* Begin Data for processing *

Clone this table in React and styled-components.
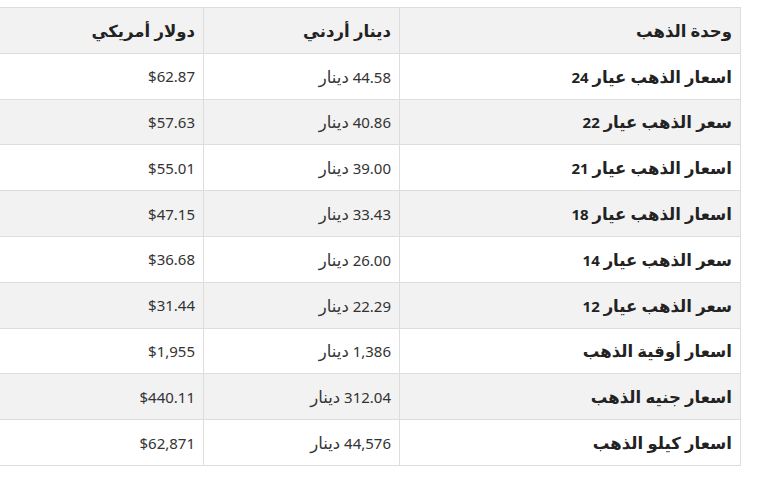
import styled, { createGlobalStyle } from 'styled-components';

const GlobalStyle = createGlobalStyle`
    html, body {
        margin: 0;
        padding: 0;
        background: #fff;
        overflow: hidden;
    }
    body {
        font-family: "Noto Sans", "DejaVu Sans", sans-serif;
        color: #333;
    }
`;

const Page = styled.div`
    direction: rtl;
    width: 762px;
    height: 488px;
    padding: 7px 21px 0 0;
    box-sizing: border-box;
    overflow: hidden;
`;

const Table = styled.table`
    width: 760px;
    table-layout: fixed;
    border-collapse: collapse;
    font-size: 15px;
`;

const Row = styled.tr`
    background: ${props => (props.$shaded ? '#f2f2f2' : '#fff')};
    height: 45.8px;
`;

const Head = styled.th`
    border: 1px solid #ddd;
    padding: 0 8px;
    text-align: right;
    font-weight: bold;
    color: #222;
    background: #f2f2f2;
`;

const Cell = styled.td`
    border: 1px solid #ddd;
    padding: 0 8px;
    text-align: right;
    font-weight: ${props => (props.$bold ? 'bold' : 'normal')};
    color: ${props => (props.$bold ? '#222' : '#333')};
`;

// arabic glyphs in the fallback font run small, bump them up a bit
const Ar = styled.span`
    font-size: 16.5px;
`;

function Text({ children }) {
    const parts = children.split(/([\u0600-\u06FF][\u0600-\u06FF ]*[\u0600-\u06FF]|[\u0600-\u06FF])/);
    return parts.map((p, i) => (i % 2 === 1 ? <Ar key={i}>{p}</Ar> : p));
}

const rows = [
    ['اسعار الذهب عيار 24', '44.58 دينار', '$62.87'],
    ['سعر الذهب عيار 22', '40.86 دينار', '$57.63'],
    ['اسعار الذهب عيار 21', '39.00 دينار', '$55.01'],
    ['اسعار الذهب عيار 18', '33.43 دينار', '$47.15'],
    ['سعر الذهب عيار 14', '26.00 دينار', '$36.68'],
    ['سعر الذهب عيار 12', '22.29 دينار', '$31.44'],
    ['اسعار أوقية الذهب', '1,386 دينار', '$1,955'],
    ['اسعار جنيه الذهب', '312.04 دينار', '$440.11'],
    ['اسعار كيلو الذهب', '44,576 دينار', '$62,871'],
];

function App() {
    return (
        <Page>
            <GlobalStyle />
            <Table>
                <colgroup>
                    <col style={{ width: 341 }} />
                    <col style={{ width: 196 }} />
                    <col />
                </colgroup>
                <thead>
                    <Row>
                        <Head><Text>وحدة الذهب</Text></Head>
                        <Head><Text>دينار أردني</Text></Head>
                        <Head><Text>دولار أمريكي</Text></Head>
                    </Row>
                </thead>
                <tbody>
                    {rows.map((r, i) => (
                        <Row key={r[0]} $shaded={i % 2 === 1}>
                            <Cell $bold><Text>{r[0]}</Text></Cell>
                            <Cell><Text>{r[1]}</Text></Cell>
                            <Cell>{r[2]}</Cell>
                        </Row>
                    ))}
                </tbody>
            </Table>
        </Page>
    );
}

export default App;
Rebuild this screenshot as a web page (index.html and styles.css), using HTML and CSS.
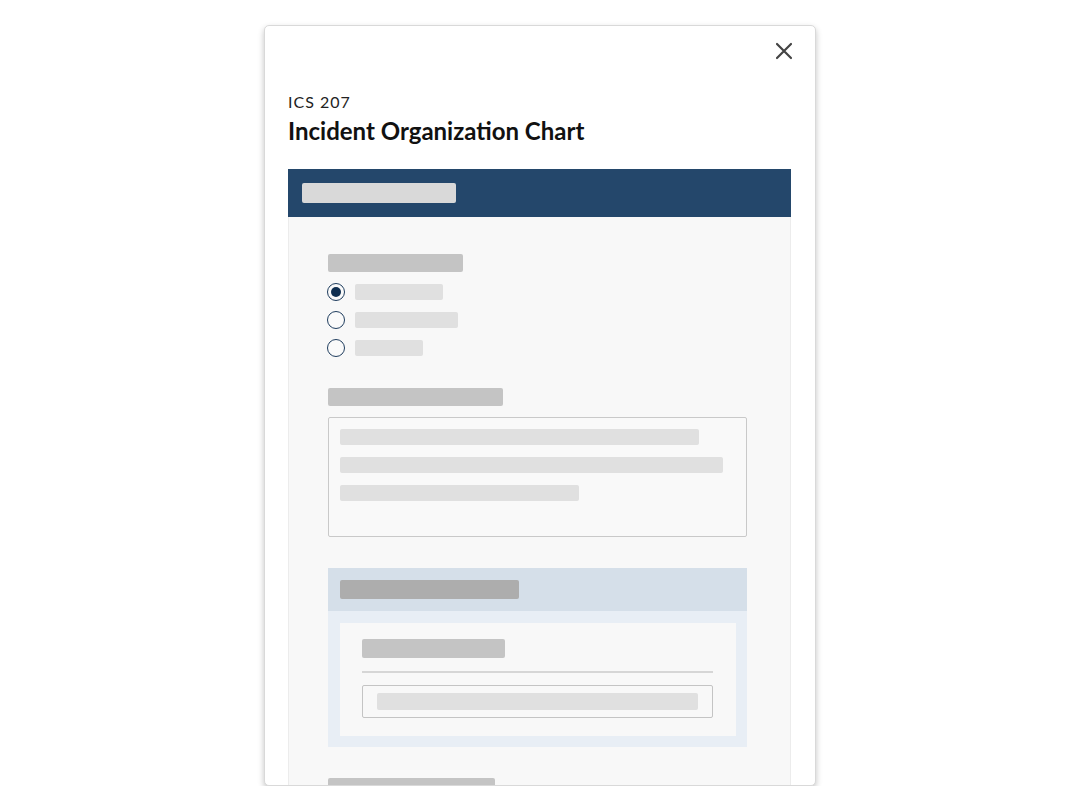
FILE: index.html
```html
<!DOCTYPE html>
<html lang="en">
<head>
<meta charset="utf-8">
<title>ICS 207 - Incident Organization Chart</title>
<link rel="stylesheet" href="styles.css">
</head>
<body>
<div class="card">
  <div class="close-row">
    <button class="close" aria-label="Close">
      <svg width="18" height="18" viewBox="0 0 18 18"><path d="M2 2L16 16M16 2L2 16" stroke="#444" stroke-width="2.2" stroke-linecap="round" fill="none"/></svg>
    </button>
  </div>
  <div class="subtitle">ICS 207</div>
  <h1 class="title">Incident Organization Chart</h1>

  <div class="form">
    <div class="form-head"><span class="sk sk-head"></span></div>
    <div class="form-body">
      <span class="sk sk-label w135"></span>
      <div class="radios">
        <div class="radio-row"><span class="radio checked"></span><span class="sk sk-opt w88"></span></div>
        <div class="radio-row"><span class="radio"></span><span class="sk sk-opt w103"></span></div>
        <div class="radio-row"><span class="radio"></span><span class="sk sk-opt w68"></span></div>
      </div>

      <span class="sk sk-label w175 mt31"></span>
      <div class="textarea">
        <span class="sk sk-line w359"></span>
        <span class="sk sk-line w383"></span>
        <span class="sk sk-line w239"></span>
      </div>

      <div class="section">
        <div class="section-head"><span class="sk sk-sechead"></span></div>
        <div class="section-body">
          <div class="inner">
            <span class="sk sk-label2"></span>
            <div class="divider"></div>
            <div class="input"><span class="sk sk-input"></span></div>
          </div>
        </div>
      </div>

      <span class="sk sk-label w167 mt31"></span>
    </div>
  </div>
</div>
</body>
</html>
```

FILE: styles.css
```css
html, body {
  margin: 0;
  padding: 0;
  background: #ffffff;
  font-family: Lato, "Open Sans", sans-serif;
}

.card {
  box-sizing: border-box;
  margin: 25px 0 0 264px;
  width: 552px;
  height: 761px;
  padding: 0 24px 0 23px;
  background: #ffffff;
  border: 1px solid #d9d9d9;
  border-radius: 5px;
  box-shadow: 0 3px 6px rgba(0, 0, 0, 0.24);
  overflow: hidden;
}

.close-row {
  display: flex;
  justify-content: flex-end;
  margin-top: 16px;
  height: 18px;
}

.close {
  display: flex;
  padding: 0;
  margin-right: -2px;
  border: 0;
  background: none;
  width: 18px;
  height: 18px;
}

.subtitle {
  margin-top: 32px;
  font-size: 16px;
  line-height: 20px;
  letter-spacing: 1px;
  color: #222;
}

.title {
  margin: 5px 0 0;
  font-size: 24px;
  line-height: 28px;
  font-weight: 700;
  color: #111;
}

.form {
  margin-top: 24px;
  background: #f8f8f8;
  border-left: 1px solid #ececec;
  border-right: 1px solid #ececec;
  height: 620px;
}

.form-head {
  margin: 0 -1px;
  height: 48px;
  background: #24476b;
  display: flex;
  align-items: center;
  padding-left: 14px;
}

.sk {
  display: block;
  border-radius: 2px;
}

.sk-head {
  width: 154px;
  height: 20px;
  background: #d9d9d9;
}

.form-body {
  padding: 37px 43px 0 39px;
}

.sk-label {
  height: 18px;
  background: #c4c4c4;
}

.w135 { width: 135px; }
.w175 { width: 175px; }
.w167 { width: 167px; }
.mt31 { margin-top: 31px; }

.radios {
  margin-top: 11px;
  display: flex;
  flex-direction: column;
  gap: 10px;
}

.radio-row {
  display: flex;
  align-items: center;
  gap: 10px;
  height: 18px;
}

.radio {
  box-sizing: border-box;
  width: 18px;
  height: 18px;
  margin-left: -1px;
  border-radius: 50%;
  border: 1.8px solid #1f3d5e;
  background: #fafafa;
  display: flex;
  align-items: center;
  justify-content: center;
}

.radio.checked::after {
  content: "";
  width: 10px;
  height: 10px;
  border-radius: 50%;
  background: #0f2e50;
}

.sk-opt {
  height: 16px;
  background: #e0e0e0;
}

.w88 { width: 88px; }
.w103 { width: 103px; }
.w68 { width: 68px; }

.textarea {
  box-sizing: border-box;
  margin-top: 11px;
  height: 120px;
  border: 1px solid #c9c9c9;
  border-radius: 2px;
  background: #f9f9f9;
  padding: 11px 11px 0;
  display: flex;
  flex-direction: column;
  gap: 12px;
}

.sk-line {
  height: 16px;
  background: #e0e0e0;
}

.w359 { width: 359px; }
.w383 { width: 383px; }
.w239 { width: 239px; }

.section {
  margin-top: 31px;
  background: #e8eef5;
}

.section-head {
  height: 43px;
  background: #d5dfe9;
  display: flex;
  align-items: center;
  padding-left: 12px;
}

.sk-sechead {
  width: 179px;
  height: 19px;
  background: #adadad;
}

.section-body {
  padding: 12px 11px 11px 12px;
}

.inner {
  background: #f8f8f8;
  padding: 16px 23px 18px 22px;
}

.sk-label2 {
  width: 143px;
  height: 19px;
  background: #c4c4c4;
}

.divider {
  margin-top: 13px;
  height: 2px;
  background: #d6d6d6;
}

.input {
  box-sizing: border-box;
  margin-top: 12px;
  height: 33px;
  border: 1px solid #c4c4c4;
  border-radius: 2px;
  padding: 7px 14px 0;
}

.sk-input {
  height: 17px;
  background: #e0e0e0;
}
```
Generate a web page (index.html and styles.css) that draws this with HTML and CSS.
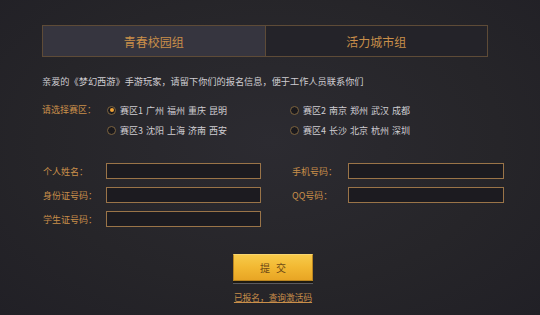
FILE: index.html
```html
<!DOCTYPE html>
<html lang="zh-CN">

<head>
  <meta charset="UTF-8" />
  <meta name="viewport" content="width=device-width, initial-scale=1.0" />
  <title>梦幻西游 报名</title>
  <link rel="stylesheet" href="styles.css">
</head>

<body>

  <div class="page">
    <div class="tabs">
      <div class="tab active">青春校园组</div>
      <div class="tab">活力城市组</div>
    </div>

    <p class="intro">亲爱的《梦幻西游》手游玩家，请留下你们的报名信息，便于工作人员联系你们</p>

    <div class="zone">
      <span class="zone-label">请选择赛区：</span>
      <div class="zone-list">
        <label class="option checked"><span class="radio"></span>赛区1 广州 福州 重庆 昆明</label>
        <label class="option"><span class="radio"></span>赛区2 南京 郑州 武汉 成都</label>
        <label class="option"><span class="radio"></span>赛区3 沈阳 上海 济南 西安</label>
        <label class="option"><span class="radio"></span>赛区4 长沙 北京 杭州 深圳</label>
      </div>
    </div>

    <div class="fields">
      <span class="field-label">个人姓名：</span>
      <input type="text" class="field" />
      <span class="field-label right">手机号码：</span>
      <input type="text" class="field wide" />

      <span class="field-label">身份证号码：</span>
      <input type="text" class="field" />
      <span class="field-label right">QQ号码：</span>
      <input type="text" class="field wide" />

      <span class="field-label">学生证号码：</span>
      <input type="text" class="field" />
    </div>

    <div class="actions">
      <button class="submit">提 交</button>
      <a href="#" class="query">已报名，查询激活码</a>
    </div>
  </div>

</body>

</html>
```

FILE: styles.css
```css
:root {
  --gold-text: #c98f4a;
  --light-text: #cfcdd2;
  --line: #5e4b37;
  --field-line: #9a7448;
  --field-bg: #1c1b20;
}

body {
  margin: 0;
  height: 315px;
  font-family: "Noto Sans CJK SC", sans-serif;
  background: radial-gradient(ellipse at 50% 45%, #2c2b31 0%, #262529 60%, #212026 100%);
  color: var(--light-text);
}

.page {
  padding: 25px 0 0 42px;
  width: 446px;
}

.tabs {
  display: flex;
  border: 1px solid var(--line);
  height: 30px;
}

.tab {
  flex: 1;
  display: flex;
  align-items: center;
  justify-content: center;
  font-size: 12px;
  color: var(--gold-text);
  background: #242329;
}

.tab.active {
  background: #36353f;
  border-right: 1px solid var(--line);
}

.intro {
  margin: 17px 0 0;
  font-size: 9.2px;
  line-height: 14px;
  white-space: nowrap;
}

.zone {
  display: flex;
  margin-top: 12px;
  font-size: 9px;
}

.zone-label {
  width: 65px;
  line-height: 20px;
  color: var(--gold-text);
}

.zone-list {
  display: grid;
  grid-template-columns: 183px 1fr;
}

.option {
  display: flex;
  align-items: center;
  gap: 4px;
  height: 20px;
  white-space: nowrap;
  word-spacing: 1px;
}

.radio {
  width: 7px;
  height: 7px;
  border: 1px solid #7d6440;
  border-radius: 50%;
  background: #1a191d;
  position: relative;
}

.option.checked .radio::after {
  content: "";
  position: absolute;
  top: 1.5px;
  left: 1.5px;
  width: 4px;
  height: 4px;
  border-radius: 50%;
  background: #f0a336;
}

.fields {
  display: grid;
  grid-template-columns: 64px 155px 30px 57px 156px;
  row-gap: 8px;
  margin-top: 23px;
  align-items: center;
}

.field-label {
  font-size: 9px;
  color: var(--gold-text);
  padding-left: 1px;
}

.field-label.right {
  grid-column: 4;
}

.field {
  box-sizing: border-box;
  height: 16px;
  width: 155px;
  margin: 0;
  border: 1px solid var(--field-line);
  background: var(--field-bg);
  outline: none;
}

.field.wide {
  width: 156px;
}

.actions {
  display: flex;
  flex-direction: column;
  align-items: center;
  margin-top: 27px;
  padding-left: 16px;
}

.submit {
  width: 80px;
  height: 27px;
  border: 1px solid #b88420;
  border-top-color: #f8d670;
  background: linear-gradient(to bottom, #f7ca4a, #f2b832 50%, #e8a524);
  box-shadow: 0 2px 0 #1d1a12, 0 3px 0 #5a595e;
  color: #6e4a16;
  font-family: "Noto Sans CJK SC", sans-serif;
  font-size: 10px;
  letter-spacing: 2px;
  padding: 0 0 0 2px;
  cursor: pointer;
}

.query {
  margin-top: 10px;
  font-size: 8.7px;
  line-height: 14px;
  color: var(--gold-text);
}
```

* End Data for processing *

__Exercise details__
In the records above, how many lines hold the string "index"? Reply with only the number.

__Result of this task__
4